# Meeting Details

Title: First-Order System LL*(FOSLL*) for Maxwell's equations in 3D with edge singularities Department of Mathematics Colloquium Thomas Manteuffel, University of Colorado Many important applications involve the solution of the eddy current approximation to Maxwell's equations. For example, mathematical models of magnetically confined plasma in tokomak geometry lead to magnetohydrodynamic equations (MHD) in which Maxwell's equations play a major role. Sandia's Z-pinch reactor provides another important application. In this talk we focus on a first-order system least-squares (FOSLS) formulation of the eddy current approximation to Maxwell's equations.
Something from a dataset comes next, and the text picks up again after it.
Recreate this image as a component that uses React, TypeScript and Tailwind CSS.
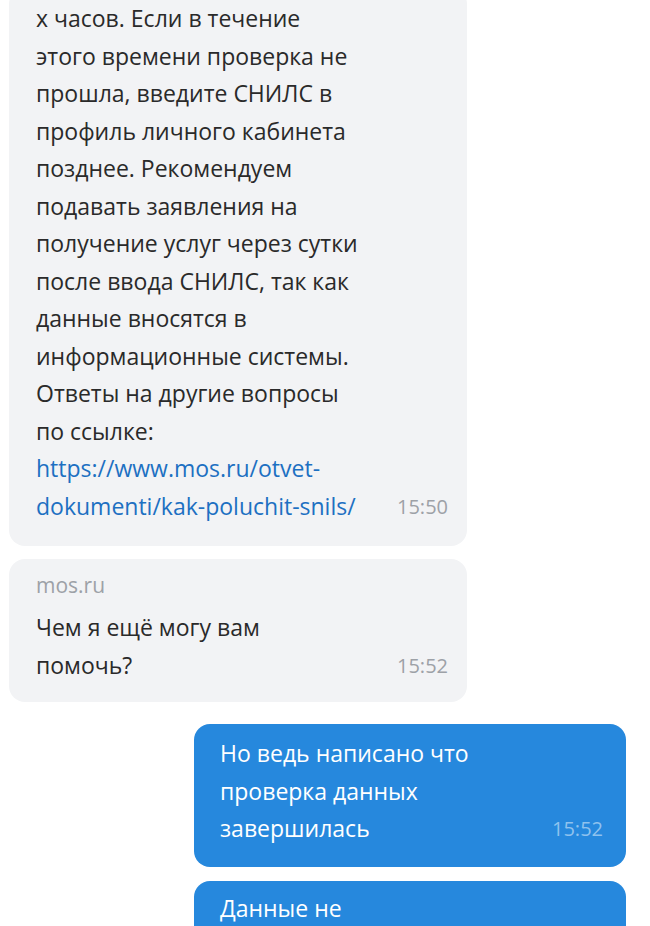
import React from "react";

type Msg = {
  out?: boolean;
  sender?: string;
  lines: React.ReactNode[];
  time?: string;
};

const font = { fontFamily: '"Open Sans", "Noto Sans", sans-serif' };

const Bubble: React.FC<Msg & { className?: string }> = ({ out, sender, lines, time, className }) => {
  const last = lines.length - 1;
  return (
    <div
      className={
        (out
          ? "ml-auto mr-[24px] w-[432px] bg-[#2688dd] text-white pl-[26px] pr-[23px] "
          : "ml-[9px] w-[458px] bg-[#f2f3f5] text-[#2a2a2a] pl-[27px] pr-[19px] ") +
        "rounded-[16px] " +
        (className ?? "")
      }
    >
      {sender && (
        <div className="text-[21px] leading-[47px] text-[#9da1a7]">{sender}</div>
      )}
      {lines.map((l, i) => (
        <div key={i} className="flex items-end justify-between text-[23px] leading-[37.5px] whitespace-nowrap">
          <span>{l}</span>
          {i === last && time && (
            <span className={"text-[20px] " + (out ? "text-[#8fc2ee]" : "text-[#9da1a7]")}>{time}</span>
          )}
        </div>
      ))}
    </div>
  );
};

export default function App() {
  return (
    <div className="w-[650px] h-[926px] overflow-hidden bg-white" style={font}>
      <Bubble
        className="-mt-[12px] pt-[12px] pb-[21px]"
        lines={[
          "х часов. Если в течение",
          "этого времени проверка не",
          "прошла, введите СНИЛС в",
          "профиль личного кабинета",
          "позднее. Рекомендуем",
          "подавать заявления на",
          "получение услуг через сутки",
          "после ввода СНИЛС, так как",
          "данные вносятся в",
          "информационные системы.",
          "Ответы на другие вопросы",
          "по ссылке:",
          <a className="text-[#1d70c2]">https://www.mos.ru/otvet-</a>,
          <a className="text-[#1d70c2]">dokumenti/kak-poluchit-snils/</a>,
        ]}
        time="15:50"
      />
      <Bubble
        className="mt-[13px] pt-[3px] pb-[18px]"
        sender="mos.ru"
        lines={["Чем я ещё могу вам", "помочь?"]}
        time="15:52"
      />
      <Bubble
        out
        className="mt-[22px] pt-[11px] pb-[19px]"
        lines={["Но ведь написано что", "проверка данных", "завершилась"]}
        time="15:52"
      />
      <Bubble out className="mt-[14px] pt-[9px] pb-[40px]" lines={["Данные не"]} />
    </div>
  );
}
The $L2$--norm version of FOSLS yields a least-squares functional whose bilinear part is $H1$--elliptic. This means that the minimization process amounts to solving a loosely coupled system of scalar elliptic equations. An unfortunate limitation of the $L2$--norm FOSLS approach is that this product $H1$ equivalence generally requires sufficient smoothness of the original problem. Inverse--norm FOSLS overcomes this limitation, but at a substantial loss of real efficiency. The FOSLL* approach described in this talk is a promising alternative that is based on recasting the original problem as a minimization principle involving the adjoint equations. This talk provides a theoretical foundation for the FOSLL* methodology and application to the eddy current form of Maxwell's equations. It is shown that singularities due to discontinuous coefficients are easily treated. However, singularities due to reentrant edges require a further modification. A partially weighted norm is used only on the slack equations. The solution retains optimal order accuracy and the resulting linear systems are easily solved by multigrid methods. Comparison is made to the curl/curl formulation, which requires Nedelec finite elements, and the weighted regularization approach, which requires a finite element space with a $C1$ subspace. The FOSLL$^*$ approach uses standard $H1$ conforming finite element spaces, is shown to have equal or better accuracy, obtained at a smaller cost. Numerical examples are presented that support the theory.